- Written by: Tom Woosley
- Directed by: George Miller
- Starring: Robert Carradine Nicholas Bell Brian Wimmer
- Music by: Tim Jones
- Country of origin: United States
- Original language: English

Production
- Producer: Tom Parkinson
- Cinematography: Mark Melville
- Editor: Cindy Clarkson
- Running time: 90 minutes

Original release
- Network: Sci Fi Channel
- Release: July 14, 2005

= Attack of the Sabretooth =

Attack of The Sabretooth is a 2005 made for television science-fiction-horror film directed by George Miller. A billionaire turns an island into an adventure park with genetically engineered saber-toothed tigers. They escape from containment and start killing people. It premiered as a Sci Fi Pictures TV-movie on the Sci Fi Channel on July 14, 2005. It was a sequel of Sabretooth.

==Cast==
- Robert Carradine as Grant
- Nicholas Bell as Niles
- Brian Wimmer as Brian
- Stacy Haiduk as Savannah
- Rawiri Paratene as Sachariah
- Susanne Sutchy as Autumn
- Cleopatra Coleman as Alys
- Amanda Stephens as Alaina
- Natalie Avital as Collette
- Billy Aaron Brown as Kirk
- Parry Shen as Robbie

==Reception==
Dread Central gives it 2 out of 5 and says "Too say that Attack of the Sabretooth is a stupid movie would be quite the understatement. The film contains enough cheese to put someone lactose intolerant into a coma." They later comment "Repulsively dumb characters, insipid dialogue, surprisingly gory death scenes, not so surprisingly terrible special effects, but at least it moves at a reasonably brisk pace and has a few mildly entertaining moments"
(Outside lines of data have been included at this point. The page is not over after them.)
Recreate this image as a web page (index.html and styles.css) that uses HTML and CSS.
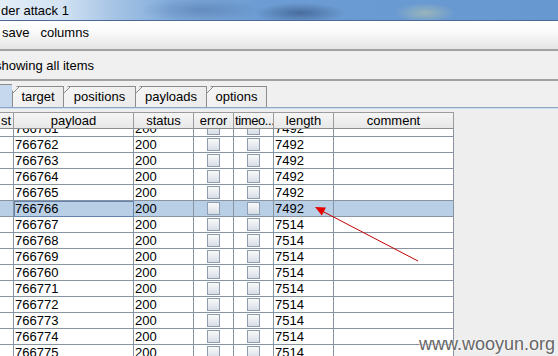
FILE: index.html
```html
<!DOCTYPE html>
<html>
<head>
<meta charset="utf-8">
<link rel="stylesheet" href="styles.css">
</head>
<body>
<div class="titlebar"><span class="title">der attack 1</span></div>
<div class="menubar"><span>save</span><span>columns</span></div>
<div class="sep"></div>
<div class="filter"><span class="filter-text">showing all items</span></div>
<div class="sep"></div>
<div class="tabs">
  <div class="tab tab-sel"></div>
  <div class="tab tab-target">target</div>
  <div class="tab tab-positions">positions</div>
  <div class="tab tab-payloads">payloads</div>
  <div class="tab tab-options">options</div>
</div>
<div class="tabline"></div>
<div class="panel">
  <div class="table">
    <div class="thead">
      <div class="th th-first">st</div>
      <div class="th">payload</div>
      <div class="th">status</div>
      <div class="th">error</div>
      <div class="th th-clip">timeo...</div>
      <div class="th">length</div>
      <div class="th">comment</div>
    </div>
    <div class="tbody">
      <div class="rows">
        <div class="tr"><div class="td"></div><div class="td">766761</div><div class="td">200</div><div class="td chk"><span class="box"></span></div><div class="td chk"><span class="box"></span></div><div class="td">7492</div><div class="td"></div></div>
        <div class="tr"><div class="td"></div><div class="td">766762</div><div class="td">200</div><div class="td chk"><span class="box"></span></div><div class="td chk"><span class="box"></span></div><div class="td">7492</div><div class="td"></div></div>
        <div class="tr"><div class="td"></div><div class="td">766763</div><div class="td">200</div><div class="td chk"><span class="box"></span></div><div class="td chk"><span class="box"></span></div><div class="td">7492</div><div class="td"></div></div>
        <div class="tr"><div class="td"></div><div class="td">766764</div><div class="td">200</div><div class="td chk"><span class="box"></span></div><div class="td chk"><span class="box"></span></div><div class="td">7492</div><div class="td"></div></div>
        <div class="tr"><div class="td"></div><div class="td">766765</div><div class="td">200</div><div class="td chk"><span class="box"></span></div><div class="td chk"><span class="box"></span></div><div class="td">7492</div><div class="td"></div></div>
        <div class="tr sel"><div class="td"></div><div class="td focus">766766</div><div class="td">200</div><div class="td chk"><span class="box"></span></div><div class="td chk"><span class="box"></span></div><div class="td">7492</div><div class="td"></div></div>
        <div class="tr"><div class="td"></div><div class="td">766767</div><div class="td">200</div><div class="td chk"><span class="box"></span></div><div class="td chk"><span class="box"></span></div><div class="td">7514</div><div class="td"></div></div>
        <div class="tr"><div class="td"></div><div class="td">766768</div><div class="td">200</div><div class="td chk"><span class="box"></span></div><div class="td chk"><span class="box"></span></div><div class="td">7514</div><div class="td"></div></div>
        <div class="tr"><div class="td"></div><div class="td">766769</div><div class="td">200</div><div class="td chk"><span class="box"></span></div><div class="td chk"><span class="box"></span></div><div class="td">7514</div><div class="td"></div></div>
        <div class="tr"><div class="td"></div><div class="td">766760</div><div class="td">200</div><div class="td chk"><span class="box"></span></div><div class="td chk"><span class="box"></span></div><div class="td">7514</div><div class="td"></div></div>
        <div class="tr"><div class="td"></div><div class="td">766771</div><div class="td">200</div><div class="td chk"><span class="box"></span></div><div class="td chk"><span class="box"></span></div><div class="td">7514</div><div class="td"></div></div>
        <div class="tr"><div class="td"></div><div class="td">766772</div><div class="td">200</div><div class="td chk"><span class="box"></span></div><div class="td chk"><span class="box"></span></div><div class="td">7514</div><div class="td"></div></div>
        <div class="tr"><div class="td"></div><div class="td">766773</div><div class="td">200</div><div class="td chk"><span class="box"></span></div><div class="td chk"><span class="box"></span></div><div class="td">7514</div><div class="td"></div></div>
        <div class="tr"><div class="td"></div><div class="td">766774</div><div class="td">200</div><div class="td chk"><span class="box"></span></div><div class="td chk"><span class="box"></span></div><div class="td">7514</div><div class="td"></div></div>
        <div class="tr"><div class="td"></div><div class="td">766775</div><div class="td">200</div><div class="td chk"><span class="box"></span></div><div class="td chk"><span class="box"></span></div><div class="td">7514</div><div class="td"></div></div>
      </div>
    </div>
  </div>
</div>
<svg class="arrow" width="558" height="356" viewBox="0 0 558 356">
  <line x1="418" y1="261" x2="322" y2="211" stroke="#c40000" stroke-width="1"/>
  <polygon points="315,207 326,207.6 321.8,215.6" fill="#e60000"/>
</svg>
<div class="wm">www.wooyun.org</div>
</body>
</html>
```

FILE: styles.css
```css
* { box-sizing: border-box; }
html, body { margin: 0; padding: 0; }
body {
  width: 558px;
  height: 356px;
  overflow: hidden;
  position: relative;
  background: #eeeeee;
  font-family: "Liberation Sans", Arial, sans-serif;
  font-size: 13px;
  color: #000;
}
.titlebar {
  height: 21px;
  border-bottom: 1px solid #4a6a92;
  padding: 3px 0 0 1px;
  line-height: 15px;
  background:
    radial-gradient(ellipse 45px 10px at 300px 13px, rgba(30,50,90,0.45), rgba(30,50,90,0)),
    radial-gradient(ellipse 30px 10px at 425px 13px, rgba(210,215,160,0.45), rgba(210,215,160,0)),
    radial-gradient(ellipse 60px 12px at 200px 10px, rgba(60,90,140,0.35), rgba(60,90,140,0)),
    linear-gradient(to right, #e2edf8 0, #d3e3f3 60px, #a9c6e6 110px, #82acdb 170px, #6c9cd3 260px, #6798d0 558px);
}
.title { white-space: nowrap; }
.menubar {
  height: 28px;
  display: flex;
  gap: 11px;
  padding: 4px 0 0 2px;
  line-height: 15px;
  background: linear-gradient(#ffffff 0, #fbfbfb 35%, #ececec 80%, #e4e4e4 100%);
}
.sep { height: 2px; background: #a2a2a2; }
.filter {
  height: 28px;
  padding: 7px 0 0 0;
  line-height: 15px;
  background: #f0f0f0;
  overflow: hidden;
  white-space: nowrap;
}
.filter-text { margin-left: -5px; }
.tabs {
  height: 26px;
  display: flex;
  align-items: flex-end;
  background: #f0f0f0;
}
.tab {
  height: 21px;
  border: 1px solid #8c8c8c;
  border-bottom: none;
  padding-top: 2px;
  line-height: 15px;
  text-align: center;
  white-space: nowrap;
  background-origin: border-box;
  background: linear-gradient(135deg, rgba(0,0,0,0) 0, rgba(0,0,0,0) 3.6px, #8c8c8c 3.6px, #8c8c8c 4.6px, #f4f4f4 4.6px, #ebebeb 100%);
  clip-path: polygon(0 5px, 5px 0, 100% 0, 100% 100%, 0 100%);
}
.tab-sel {
  width: 12px;
  height: 23px;
  border: none;
  border-top: 1px solid #8c8c8c;
  background: #c5d8ee;
  clip-path: none;
}
.tab-target { width: 52px; }
.tab-positions { width: 73px; margin-left: -1px; }
.tab-payloads { width: 72px; margin-left: -1px; }
.tab-options { width: 61px; margin-left: -1px; }
.tabline {
  height: 2px;
  border-top: 1px solid #8aa5c7;
  background: #cfdcec;
}
.panel {
  padding-top: 3px;
  display: flex;
  background: #eeeeee;
}
.table { width: 454px; }
.thead, .tr {
  display: grid;
  grid-template-columns: 14px 120px 60px 40px 40px 60px 120px;
}
.thead { height: 17px; }
.th {
  border-top: 1px solid #9b9b9b;
  border-bottom: 1px solid #8d8d8d;
  border-right: 1px solid #9b9b9b;
  background: linear-gradient(#f5f5f5, #e8e8e8);
  line-height: 15px;
  text-align: center;
  white-space: nowrap;
  overflow: hidden;
}
.th-first { text-align: left; padding-left: 1px; }
.th-clip { text-align: left; padding-left: 1px; letter-spacing: -0.4px; }
.tbody {
  height: 227px;
  overflow: hidden;
}
.rows { margin-top: -8px; }
.tr { height: 16px; }
.td {
  border-right: 1px solid #8894a2;
  border-bottom: 1px solid #8894a2;
  background: #ffffff;
  line-height: 15px;
  padding-left: 1px;
  white-space: nowrap;
  overflow: hidden;
}
.tr.sel .td { background: #b9cfe6; }
.tr.sel .focus {
  border-color: #6583ad;
  box-shadow: inset 1px 1px 0 #6583ad;
}
.chk {
  display: flex;
  justify-content: center;
  align-items: center;
  padding-left: 0;
}
.box {
  display: block;
  width: 13px;
  height: 13px;
  border: 1px solid #8e9db0;
  background: linear-gradient(#f8f8f8, #e6eaef 60%, #d6dde6);
}
.arrow {
  position: absolute;
  left: 0;
  top: 0;
  pointer-events: none;
}
.wm {
  position: absolute;
  right: 3px;
  top: 334px;
  font-size: 18px;
  line-height: 21px;
  color: #656565;
  text-shadow: 0 0 2px #ffffff, 0 0 1px #ffffff;
  white-space: nowrap;
}
```
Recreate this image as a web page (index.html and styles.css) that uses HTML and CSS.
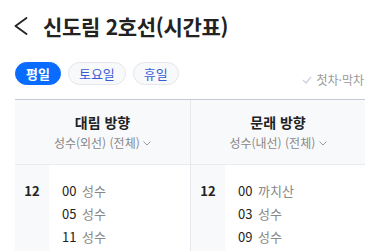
FILE: index.html
```html
<!DOCTYPE html>
<html lang="ko">
<head>
  <meta charset="UTF-8">
  <meta name="viewport" content="width=device-width, initial-scale=1.0">
  <title>신도림 2호선(시간표)</title>
  <link rel="stylesheet" href="styles.css">
</head>
<body>
  <div class="appbar">
    <svg class="back" width="14" height="18" viewBox="0 0 14 18">
      <path d="M12.5 1 L1.5 9 L12.5 17" fill="none" stroke="#222" stroke-width="1.8" stroke-linecap="round" stroke-linejoin="round"/>
    </svg>
    <h1 class="title">신도림 2호선(시간표)</h1>
  </div>

  <div class="filter">
    <div class="tabs">
      <button class="tab tab-on">평일</button>
      <button class="tab">토요일</button>
      <button class="tab">휴일</button>
    </div>
    <span class="firstlast">
      <svg width="10" height="8" viewBox="0 0 10 8">
        <path d="M1 4 L4 7 L9 1" fill="none" stroke="#cfd3d8" stroke-width="1.4"/>
      </svg>
      첫차·막차
    </span>
  </div>

  <div class="timetable">
    <div class="dir">
      <div class="dir-head">
        <p class="dir-name">대림 방향</p>
        <p class="dir-sub">성수(외선) (전체)
          <svg class="caret" width="8" height="5" viewBox="0 0 8 5"><path d="M0.5 0.5 L4 4 L7.5 0.5" fill="none" stroke="#999" stroke-width="1"/></svg>
        </p>
      </div>
      <div class="hour-row">
        <div class="hour">12</div>
        <div class="mins">
          <p><b>00</b> 성수</p>
          <p><b>05</b> 성수</p>
          <p><b>11</b> 성수</p>
        </div>
      </div>
    </div>
    <div class="dir">
      <div class="dir-head">
        <p class="dir-name">문래 방향</p>
        <p class="dir-sub">성수(내선) (전체)
          <svg class="caret" width="8" height="5" viewBox="0 0 8 5"><path d="M0.5 0.5 L4 4 L7.5 0.5" fill="none" stroke="#999" stroke-width="1"/></svg>
        </p>
      </div>
      <div class="hour-row">
        <div class="hour">12</div>
        <div class="mins">
          <p><b>00</b> 까치산</p>
          <p><b>03</b> 성수</p>
          <p><b>09</b> 성수</p>
        </div>
      </div>
    </div>
  </div>
</body>
</html>
```
FILE: styles.css
```css
body {
  margin: 0;
  padding: 0;
  height: 251px;
  background: #fff;
  color: #222;
  font-family: "Noto Sans CJK KR", "Noto Sans", sans-serif;
  overflow: hidden;
}
p {
  margin: 0;
}

.appbar {
  height: 52px;
  display: flex;
  align-items: center;
  padding: 0 0 0 14px;
}
.back {
  display: block;
  margin-right: 15px;
}
.title {
  margin: 0;
  font-size: 21px;
  font-weight: bold;
  letter-spacing: -0.3px;
  color: #222;
}

.filter {
  margin: 10px 15px 0;
  display: flex;
  justify-content: space-between;
  align-items: flex-end;
  height: 23px;
}
.tabs {
  display: flex;
  gap: 7px;
}
.tab {
  height: 23px;
  padding: 0 10px;
  border: 1px solid #e3e6eb;
  border-radius: 12px;
  background: #f8f9fb;
  color: #3b5bd6;
  font-family: inherit;
  font-size: 13px;
  line-height: 21px;
}
.tab-on {
  background: #0a6cff;
  border-color: #0a6cff;
  color: #fff;
  font-weight: bold;
}
.firstlast {
  display: flex;
  align-items: center;
  gap: 4px;
  font-size: 12px;
  color: #999;
  margin-bottom: -3px;
  margin-right: 1px;
}

.timetable {
  margin: 14px 15px 0;
  border-top: 1px solid #c5cad2;
  display: grid;
  grid-template-columns: 1fr 1fr;
}
.dir + .dir {
  border-left: 1px solid #e4e7eb;
}
.dir-head {
  height: 64px;
  background: #f8f9fb;
  border-bottom: 1px solid #e8ebef;
  display: flex;
  flex-direction: column;
  align-items: center;
  justify-content: center;
}
.dir-name {
  font-size: 14px;
  font-weight: bold;
  line-height: 21px;
  color: #222;
}
.dir-sub {
  font-size: 12px;
  line-height: 19px;
  color: #888;
}
.caret {
  vertical-align: 2px;
}

.hour-row {
  display: flex;
}
.hour {
  width: 34px;
  height: 72px;
  background: #f8f9fb;
  text-align: center;
  font-size: 13px;
  font-weight: bold;
  padding-top: 14px;
  line-height: 23px;
}
.mins {
  padding: 14px 0 0 13px;
  font-size: 13px;
  line-height: 23px;
  color: #888;
}
.mins b {
  font-weight: normal;
  color: #222;
  margin-right: 2px;
}
```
M. J. Simpson gives it a rating of D− and writes "Attack of the Sabretooth is absolute bollocks. It is so bad, in such fascinating ways, that it actually becomes entertaining, as such things are often said to do but so rarely in fact, actually, you know, do. It really looks like the people who made this either didn’t know what they were doing, or didn’t care, or both."

Barry Atkinson in the book Indie Horrors! The Not-To-Be-Missed, The Acceptable, and The Forgettable gives it 3 stars and says "Granted, the acting is ham-fisted at times, the dialogue crass ("People could get eaten!"), but all in all, this isn't bad a monster-on-the-loose/gore-fest. It's far better, in fact, than IFG's Sabretooth. The giant furry cats look realistic (particularly the misshapen one), and visually, the brightly photographed lush tropical locations are a sight to behold."

Andrew Smith from Popcorn Pictures awarded the film a score of 4/10, writing, "Attack of the Sabretooth isn’t overly terrible given the rehashed material, the slap-dash writing, the budget and the fact it was a Sci-Fi Channel production (which is a kiss-of-death nowadays). I just hope someone remembered to pay royalties to Michael Crichton."